**Instructions to follow:**
Gather every line holding the string "table".

══════════

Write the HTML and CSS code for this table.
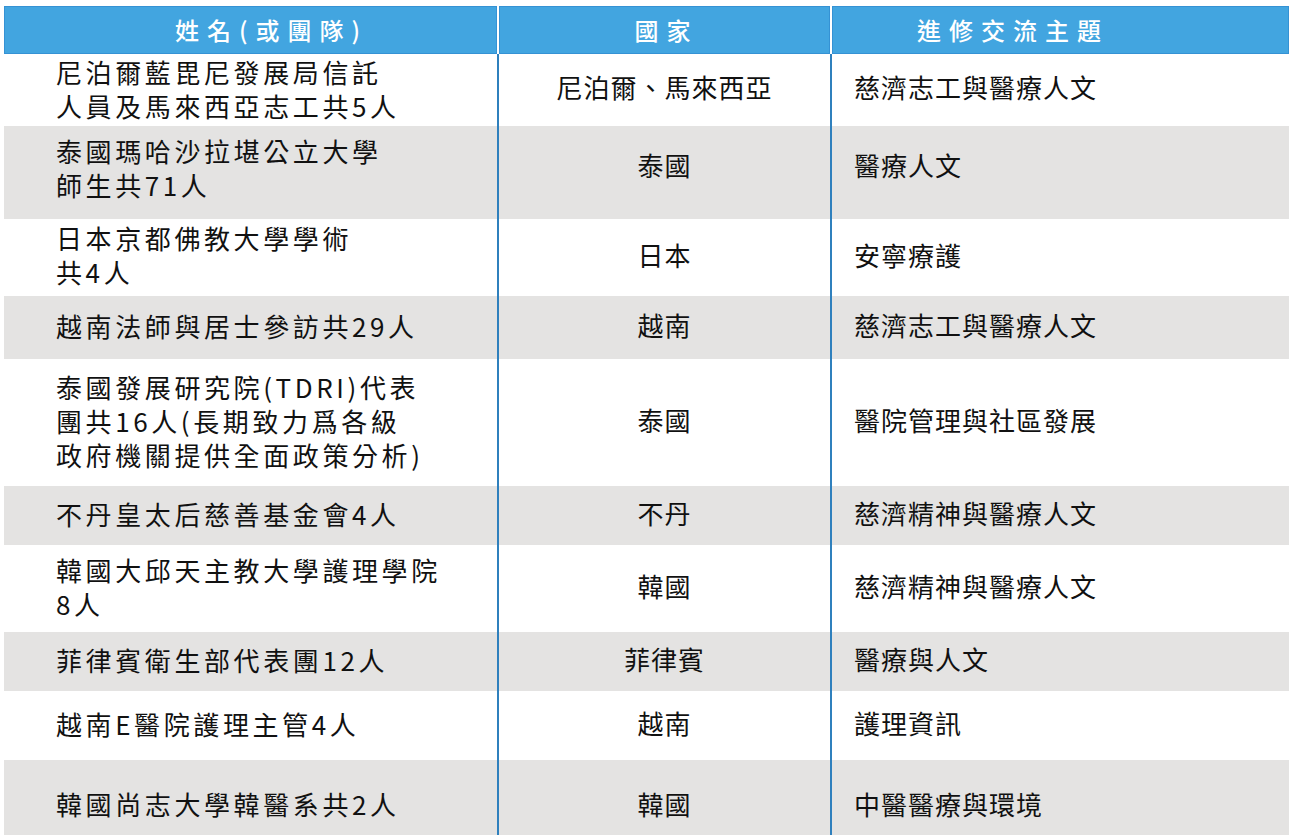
FILE: index.html
```html
<!DOCTYPE html>
<html lang="zh-Hant">
<head>
<meta charset="utf-8">
<title>進修交流</title>
<link rel="stylesheet" href="styles.css">
</head>
<body>
<div class="table">
  <div class="row head">
    <div class="cell c1">姓名(或團隊)</div>
    <div class="cell c2">國家</div>
    <div class="cell c3">進修交流主題</div>
  </div>
  <div class="row r1">
    <div class="cell c1">尼泊爾藍毘尼發展局信託<br>人員及馬來西亞志工共5人</div>
    <div class="cell c2">尼泊爾、馬來西亞</div>
    <div class="cell c3">慈濟志工與醫療人文</div>
  </div>
  <div class="row r2 alt">
    <div class="cell c1">泰國瑪哈沙拉堪公立大學<br>師生共71人</div>
    <div class="cell c2">泰國</div>
    <div class="cell c3">醫療人文</div>
  </div>
  <div class="row r3">
    <div class="cell c1">日本京都佛教大學學術<br>共4人</div>
    <div class="cell c2">日本</div>
    <div class="cell c3">安寧療護</div>
  </div>
  <div class="row r4 alt">
    <div class="cell c1">越南法師與居士參訪共29人</div>
    <div class="cell c2">越南</div>
    <div class="cell c3">慈濟志工與醫療人文</div>
  </div>
  <div class="row r5">
    <div class="cell c1">泰國發展研究院(TDRI)代表<br>團共16人(長期致力爲各級<br>政府機關提供全面政策分析)</div>
    <div class="cell c2">泰國</div>
    <div class="cell c3">醫院管理與社區發展</div>
  </div>
  <div class="row r6 alt">
    <div class="cell c1">不丹皇太后慈善基金會4人</div>
    <div class="cell c2">不丹</div>
    <div class="cell c3">慈濟精神與醫療人文</div>
  </div>
  <div class="row r7">
    <div class="cell c1">韓國大邱天主教大學護理學院<br>8人</div>
    <div class="cell c2">韓國</div>
    <div class="cell c3">慈濟精神與醫療人文</div>
  </div>
  <div class="row r8 alt">
    <div class="cell c1">菲律賓衛生部代表團12人</div>
    <div class="cell c2">菲律賓</div>
    <div class="cell c3">醫療與人文</div>
  </div>
  <div class="row r9">
    <div class="cell c1">越南E醫院護理主管4人</div>
    <div class="cell c2">越南</div>
    <div class="cell c3">護理資訊</div>
  </div>
  <div class="row r10 alt">
    <div class="cell c1">韓國尚志大學韓醫系共2人</div>
    <div class="cell c2">韓國</div>
    <div class="cell c3">中醫醫療與環境</div>
  </div>
</div>
</body>
</html>
```
FILE: styles.css
```css
html, body {
  margin: 0;
  padding: 0;
  background: #ffffff;
}

body {
  font-family: "Noto Sans CJK TC", "Noto Sans", sans-serif;
  color: #111111;
}

.table {
  padding: 6px 0 0 4px;
  width: 1285px;
}

.row {
  display: grid;
  grid-template-columns: 493px 333px 459px;
}

.row.alt {
  background: #e4e3e2;
}

.cell {
  display: flex;
  align-items: center;
  box-sizing: border-box;
  font-size: 26px;
  line-height: 34px;
}

.cell.c2,
.cell.c3 {
  border-left: 2px solid #2f80bd;
  padding-bottom: 6px;
}

.cell.c1 {
  padding-left: 52px;
  padding-bottom: 3px;
  letter-spacing: 3.6px;
}

.cell.c2 {
  justify-content: center;
  letter-spacing: 1px;
}

.cell.c3 {
  padding-left: 22px;
  letter-spacing: 1px;
}

/* header */
.head .cell {
  height: 48px;
  padding-bottom: 0;
  background: #42a5e0;
  box-shadow: inset 0 0 0 1px #3592d4;
  color: #ffffff;
  font-size: 24px;
  font-weight: 500;
  letter-spacing: 8px;
  line-height: 48px;
}

.head .cell.c2,
.head .cell.c3 {
  border-left: 2px solid #ffffff;
}

.head .cell.c1 {
  padding-left: 171px;
}

.head .cell.c2 {
  justify-content: center;
  padding-left: 4px;
}

.head .cell.c3 {
  padding-left: 85px;
}

/* row heights */
.r1 { height: 72px; }
.r2 { height: 93px; }
.r3 { height: 77px; }
.r4 { height: 63px; }
.r5 { height: 127px; }
.r6 { height: 59px; }
.r7 { height: 87px; }
.r8 { height: 59px; }
.r9 { height: 69px; }
.r10 { height: 75px; }

.r2 .cell.c1 { padding-bottom: 9px; }
.r2 .cell.c2,
.r2 .cell.c3 { padding-bottom: 15px; }
.r3 .cell.c1 { padding-bottom: 6px; }
.r10 .cell { padding-top: 12px; padding-bottom: 0; }
```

══════════

**Solution to the exercise:**
Write the HTML and CSS code for this table.
<div class="table">
.table {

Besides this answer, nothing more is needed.